The particulate control co-benefits of operating a wet flue gas desulfurization (FGD) system after a dry ESP have been well documented through pilot-scale experiments. Table 1 illustrates the relatively stable total PM outlet loadings for a highly varying set of inlet filterable particulate loadings. Further analysis of this pilot-scale data indicates that filterable particulate collection can reach 90% at wet FGD ash inlet loadings at about 0.10 lb/MMBtu. Other researchers have reported filterable particulate collection in the neighborhood of 90% across a wet FGD (see, for example, K.S. Kumar and P.L. Feldman, “Understanding the Relationship Between Trace Element Removal and Overall Particulate Control,” November 1994, ICAC Forum).

Table 1. Relationship between wet FGD inlet and outlet particulate emissions at a pilot plant. Source: P.A. Bhat and D.W. Johnson, Results of Particulate and Gaseous Sampling from a Wet Scrubber Pilot Plant, 10th Particulate Control Symposium, April 1993.

However, you should not expect the filterable particulate collection efficiency of 90% across the wet FGD under all conditions. The mechanisms of particulate collection through impaction and impingement in a wet FGD are largely influenced by particulate size distribution entering the absorber. The finer the particulate size of fly ash entering the absorber, the lower the expected collection efficiency should be expected. Also, stack filterable emissions after the wet FGD will be influenced by the degree of re-entrainment of scrubber-generated gypsum particulate from the mist eliminators located at the wet FGD outlet.

SO3 Makes a Contribution

ESP filterable outlet emissions data can vary widely, even for a seemingly consistent level of electrical energization. However, the contribution of artifacts from measurement emissions test methods can introduce considerable positive bias to a true filterable emission value.
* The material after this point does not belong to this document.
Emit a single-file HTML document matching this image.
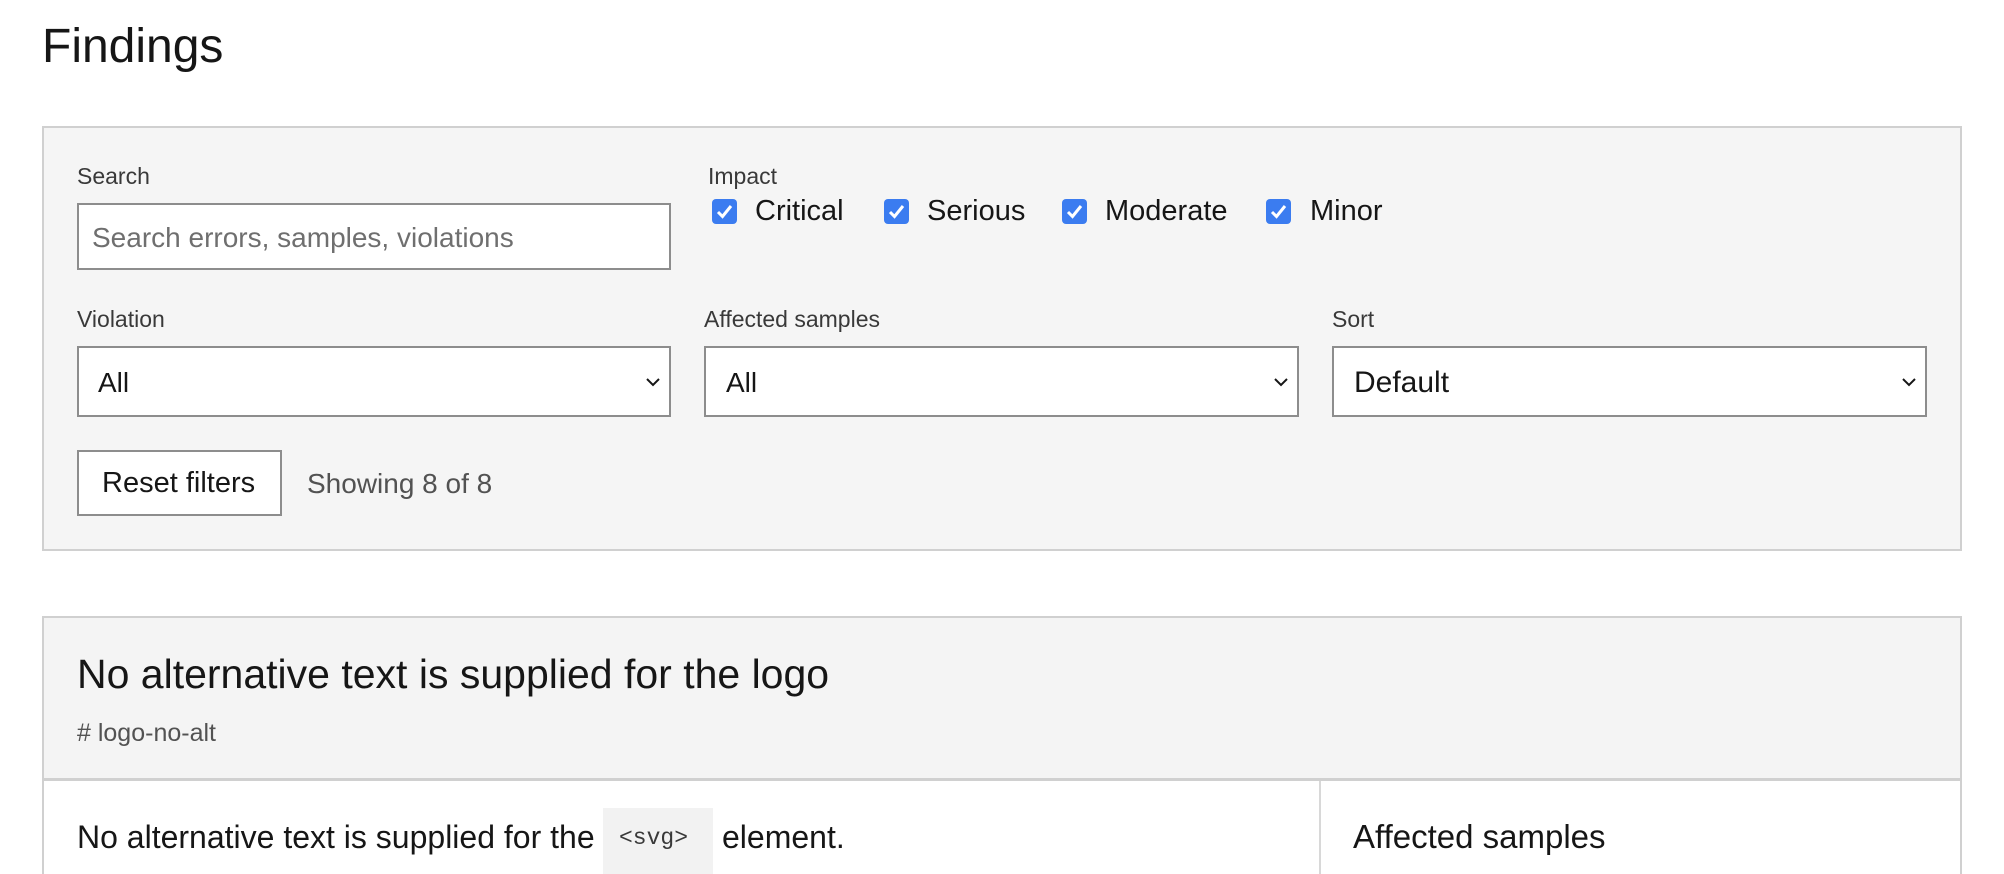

Figure 3, showing sulfuric acid dew point curves, highlights this phenomenon. EPA Test Methods 5 and 17 (other than Method 5B), generally stipulated for unscrubbed units, require the filter probe temperature to be at 250F or at the stack temperature, respectively. For units operating with a wet FGD system ahead of the stack, EPA Method 5B is typically specified.

3. SO3 dew point curve. Metal temperatures below the dew point temperature for a given H2SO4 concentration may form a corrosive acid condensate on its surface. Source: R.R. Hardman, E. Stacy, K. Dismukes, W. Harrison, and L. Monroe, Estimating Total Sulfuric Acid Emissions from Coal-Fired Power Plants, U.S. DOE Conference Fate and Formation of Sulfur Trioxide in Utility Flue Gas Streams, September 1998.

For an ESP operating at an outlet temperature of 325F and a typical concentration of 10 ppm SO3 at a flue gas moisture level of 10%, the sulfuric acid dew point can be estimated from Figure 3 to be 277F. In this example, the ESP is operating well above the acid dew point. If stack testing is to be conducted at 250F on an unscrubbed unit, assuming that 10 ppm SO3 is present at the ESP outlet, Figure 3 indicates that about 8.5 ppm SO3would have condensed as sulfuric acid aerosol. The extent of positive bias from condensed SO3 will depend on how much of this aerosol gets retained on the front half of the EPA Method 5 sampling train.

Research has shown that the extent of positive bias from SO3 can vary, depending on the ash loading and alkalinity of particulate being caught in the probe. Testing that was done to measure the accuracy of SO3 measurements revealed that as much as 40% of the sulfuric acid can be captured on the filter probe. This amount of positive bias can have considerable impact on the reported test results. A 40% capture rate across the filter probe would amount to 4 ppm SO3. If 4 ppm SO3 is captured on the probe, positive bias on filterable particulate as a result of condensation of SO3 on the filter catch can be as high as 0.015 lb/MMBtu. For ashes that are more alkaline, such as those derived from Powder River Basin (PRB) coals or produced as a result of alkaline sorbents added for SO3 mitigation on eastern coal applications, the capture efficiency of the condensed acid aerosol on filter probes could be higher than 40%.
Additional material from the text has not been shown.